Metallurgical Abstracts on Light Metals and Alloys vol.54

Alloy Design, Thermodynamics, and Electron Microscopy of Ternary Ti-Ag-Nb Alloy with Liquid Phase Separation

Takeshi Nagase*, **

*Research Center for Ultra-High Voltage Electron Microscopy, Osaka University
**Division of Materials and Manufacturing Science, Graduate School of Engineering, Osaka University

[Published in Materials, Vol. 13 (2020), pp. 5268]
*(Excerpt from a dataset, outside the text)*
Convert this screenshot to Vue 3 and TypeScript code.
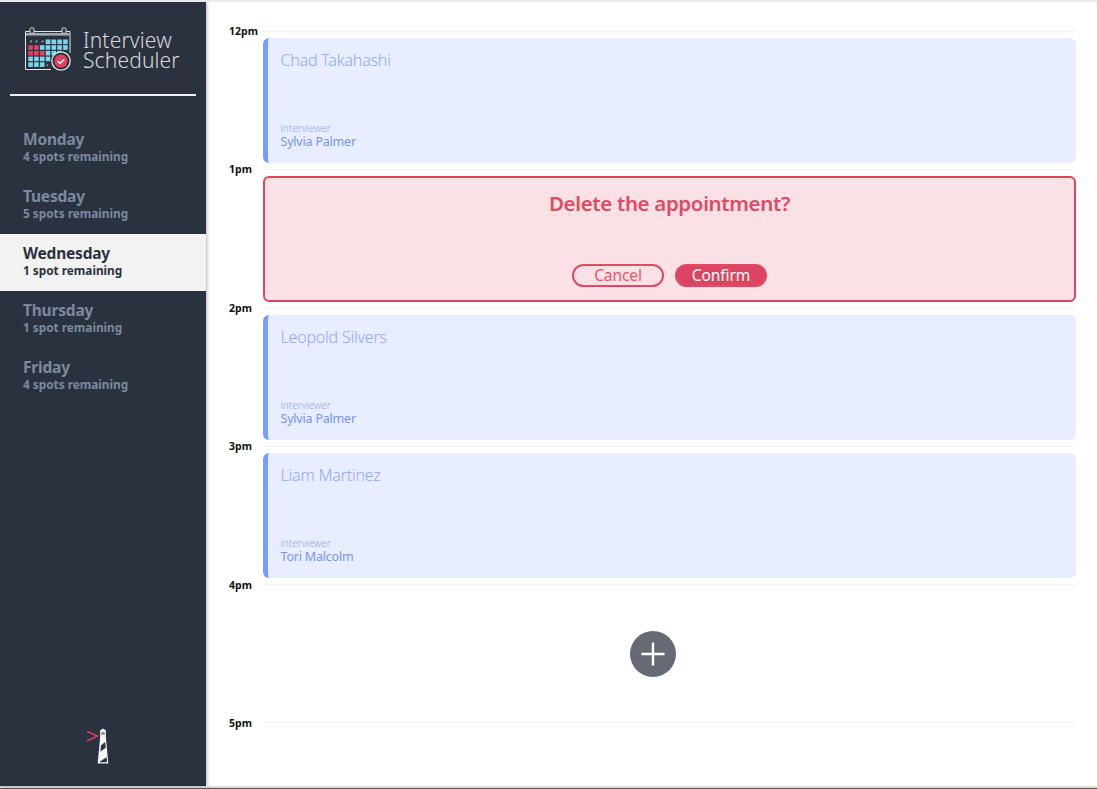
<script setup lang="ts">
interface Day { name: string; spots: string; selected?: boolean }
interface Appt { time: string; student?: string; interviewer?: string; kind: 'show' | 'confirm' | 'empty' }

const days: Day[] = [
  { name: 'Monday', spots: '4 spots remaining' },
  { name: 'Tuesday', spots: '5 spots remaining' },
  { name: 'Wednesday', spots: '1 spot remaining', selected: true },
  { name: 'Thursday', spots: '1 spot remaining' },
  { name: 'Friday', spots: '4 spots remaining' },
]

const appts: Appt[] = [
  { time: '12pm', student: 'Chad Takahashi', interviewer: 'Sylvia Palmer', kind: 'show' },
  { time: '1pm', kind: 'confirm' },
  { time: '2pm', student: 'Leopold Silvers', interviewer: 'Sylvia Palmer', kind: 'show' },
  { time: '3pm', student: 'Liam Martinez', interviewer: 'Tori Malcolm', kind: 'show' },
  { time: '4pm', kind: 'empty' },
]

const cells: { x: number; y: number; c: string }[] = []
const rows = [
  '...bbbb',
  'rrbbbbb',
  'rrrbbb.',
  'bbbb...',
  'bbb....',
]
rows.forEach((row, j) => {
  row.split('').forEach((ch, i) => {
    if (ch === 'b' || ch === 'r') {
      cells.push({ x: 3.3 + i * 5.8, y: 12.5 + j * 5.7, c: ch === 'r' ? '#e0425f' : '#7ad6e8' })
    }
  })
})
</script>

<template>
  <div class="page">
    <div class="frame">
      <aside class="sidebar">
        <div class="brand">
          <svg class="logo" width="46" height="44" viewBox="0 0 46 44" aria-hidden="true">
            <path d="M26 42.5H0.5V4.5H45V26" fill="none" stroke="#e4e4e4" stroke-width="1" />
            <rect x="1" y="6" width="43" height="2.6" fill="#a5a8ae" />
            <rect x="5" y="0.8" width="4" height="5.6" rx="1.5" fill="#2b323f" stroke="#e4e4e4" />
            <rect x="37" y="0.8" width="4" height="5.6" rx="1.5" fill="#2b323f" stroke="#e4e4e4" />
            <rect x="5" y="13.5" width="2" height="1.8" fill="#98a0ac" />
            <rect x="10.6" y="13.5" width="2" height="1.8" fill="#98a0ac" />
            <rect x="16.6" y="13.5" width="2" height="1.8" fill="#98a0ac" />
            <rect v-for="(cell, i) in cells" :key="i" :x="cell.x" :y="cell.y" width="4.6" height="4.6" :fill="cell.c" />
            <rect x="21.5" y="37.5" width="1.6" height="1.6" fill="#98a0ac" />
            <circle cx="36" cy="34" r="9.2" fill="#2b323f" stroke="#e4e4e4" stroke-width="1.3" />
            <circle cx="36" cy="34" r="6.6" fill="#e0425f" />
            <path d="M32.8 34.2l2.3 2.1 4.2-3.8" fill="none" stroke="#fff" stroke-width="1.4" />
          </svg>
          <div class="brand-text">Interview<br />Scheduler</div>
        </div>
        <hr class="divider" />
        <nav class="days">
          <div v-for="d in days" :key="d.name" class="day" :class="{ selected: d.selected }">
            <div class="day-name">{{ d.name }}</div>
            <div class="day-spots">{{ d.spots }}</div>
          </div>
        </nav>
        <svg class="lighthouse" width="26" height="37" viewBox="0 0 26 37" aria-hidden="true">
          <path d="M2 3.5L12.5 8 2 13" fill="none" stroke="#d8405c" stroke-width="1.4" />
          <path d="M18 0.5l2.9 2v7l2.4 26H12.7l2.4-26v-7z" fill="#f6f6f6" />
          <rect x="16.2" y="4" width="3.6" height="3" fill="#2b323f" opacity="0.5" />
          <path d="M16 17.5l4.2-3.4 0.5 5.6-5.3 3.8zM15 33.5l6.6-4.2 0.4 4.2-1 0.8h-6z" fill="#2b323f" />
        </svg>
      </aside>
      <main class="schedule">
        <article v-for="a in appts" :key="a.time" class="appt">
          <header class="appt-head">
            <span class="time">{{ a.time }}</span>
            <span class="rule"></span>
          </header>
          <section v-if="a.kind === 'show'" class="card show">
            <div class="student">{{ a.student }}</div>
            <div class="who">
              <div class="who-label">interviewer</div>
              <div class="who-name">{{ a.interviewer }}</div>
            </div>
          </section>
          <section v-else-if="a.kind === 'confirm'" class="card confirm">
            <h1 class="question">Delete the appointment?</h1>
            <div class="actions">
              <button class="btn cancel">Cancel</button>
              <button class="btn ok">Confirm</button>
            </div>
          </section>
          <section v-else class="add-wrap">
            <svg class="add" width="46" height="46" viewBox="0 0 46 46" aria-hidden="true">
              <circle cx="23" cy="23" r="23" fill="#656a75" />
              <path d="M11.5 23h23M23 11.5v23" stroke="#fff" stroke-width="2.4" fill="none" />
            </svg>
          </section>
        </article>
        <article class="appt">
          <header class="appt-head">
            <span class="time">5pm</span>
            <span class="rule"></span>
          </header>
        </article>
      </main>
    </div>
  </div>
</template>

<style>
html, body { margin: 0; background: #fff; }
</style>

<style scoped>
.page {
  width: 1097px;
  height: 789px;
  box-sizing: border-box;
  border-top: 2px solid #e9e9e9;
  border-bottom: 1px solid #5a5347;
  overflow: hidden;
  font-family: "Noto Sans", "Open Sans", sans-serif;
}
.frame {
  display: flex;
  height: 100%;
  box-sizing: border-box;
  border-bottom: 2px solid #dcdcdc;
}
.sidebar {
  width: 206px;
  flex: none;
  background: #2b323f;
  box-shadow: 1px 0 3px rgba(0, 0, 0, 0.3);
  display: flex;
  flex-direction: column;
  position: relative;
  z-index: 1;
}
.brand {
  display: flex;
  align-items: center;
  gap: 12px;
  padding: 24px 0 0 25px;
  height: 46px;
}
.brand-text {
  font-weight: 300;
  font-size: 21px;
  line-height: 20px;
  color: #d6d8dc;
  letter-spacing: 0.15px;
  padding-top: 2px;
}
.divider {
  margin: 22px 10px 24px;
  border: 0;
  height: 2px;
  background: #f0f0f0;
}
.days { display: flex; flex-direction: column; }
.day {
  height: 57px;
  box-sizing: border-box;
  padding: 10px 0 0 23px;
  color: #7c899f;
  font-weight: 700;
}
.day.selected {
  background: #f2f2f2;
  color: #2b323f;
}
.day-name { font-size: 15.5px; line-height: 19px; letter-spacing: -0.2px; }
.day-spots { font-size: 11.8px; line-height: 15px; }
.lighthouse { margin: auto 0 21px 85px; }
.schedule {
  flex: 1;
  padding: 22px 21px 0 23px;
  min-width: 0;
}
.appt { height: 138.4px; }
.appt-head {
  display: flex;
  align-items: center;
  height: 14px;
}
.time {
  width: 34px;
  font-size: 10.5px;
  font-weight: 700;
  color: #111;
}
.rule { flex: 1; height: 1px; background: #f2f2f2; }
.card {
  margin-left: 34px;
  height: 125.2px;
  box-sizing: border-box;
  border-radius: 6px;
}
.show {
  background: #e8edff;
  border-left: 5px solid #7b9cff;
  padding: 12px 12px 14px 12.5px;
  display: flex;
  flex-direction: column;
  justify-content: space-between;
}
.student {
  font-size: 16px;
  font-weight: 300;
  color: #8fa8fb;
  line-height: 20px;
  letter-spacing: -0.2px;
}
.who-label { font-size: 10px; font-weight: 300; color: #8fa8fb; line-height: 12px; }
.who-name { font-size: 12.5px; color: #7595f5; line-height: 15px; letter-spacing: -0.2px; }
.confirm {
  background: #f9e1e5;
  border: 2px solid #e0425f;
  display: flex;
  flex-direction: column;
  align-items: center;
}
.question {
  margin: 12px 0 0;
  font-size: 20.5px;
  font-weight: 600;
  line-height: 26px;
  color: #df4a65;
  letter-spacing: -0.35px;
}
.actions {
  margin-top: auto;
  margin-bottom: 13px;
  display: flex;
  gap: 11px;
}
.btn {
  width: 92px;
  height: 23px;
  padding: 0;
  border-radius: 12px;
  font-family: inherit;
  font-size: 15.5px;
  line-height: 19px;
  letter-spacing: -0.1px;
  box-sizing: border-box;
  border: 2px solid #df4a65;
}
.cancel { background: transparent; color: #e5566f; }
.ok { background: #dc4462; color: #fff; }
.add-wrap {
  height: 124px;
  display: flex;
  justify-content: center;
  padding-top: 39px;
  box-sizing: border-box;
}
.add { display: block; }
</style>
https://doi.org/10.3390/ma13225268
E-mail: t-nagase[at]uhvem.osaka-u.ac.jp
Key Words:titanium alloys; solidification; microstructure; electron microscopy; thermodynamics

The Ti-Ag alloy system is an important constituent of dental casting materials and metallic biomaterials with antibacterial functions. The binary Ti-Ag alloy system is characterized by flat liquidus lines with metastable liquid miscibility gaps in the phase diagram. The ternary Ti-Ag based alloys with liquid phase separation (LPS) were designed based on the alloy design technique for high entropy alloys (HEAs), where the alloy design for HEAs were the combination of mixing enthalpy parameters, thermodynamic calculations using FactSage and Scientific Group Thermodata Europe (SGTE) database, and the predicted ground state diagrams constructed by the Materials Project. The LPS behavior in the ternary Ti-Ag-Nb alloy was investigated using the solidification microstructure analysis in arc-melted ingots and rapidly solidified melt-spun ribbons via trans-scale observations, combined with optical microscopy (OM), scanning electron microscopy (SEM) including electron probe micro analysis (EPMA), transmission electron microscopy (TEM), and scanning transmission electron microscopy (STEM). The solidification microstructures depended on the solidification processing in ternary Ti-Ag-Nb alloys; macroscopic phase-separated structures were observed in the arc-melted ingots, whereas fine Ag globules embedded in the Ti-based matrix were observed in the melt-spun ribbons.

The alloy prediction and the control of the liquid phase separation in multi-component Ti-Ag alloys by the application of the alloy design technique of High Entropy Alloys.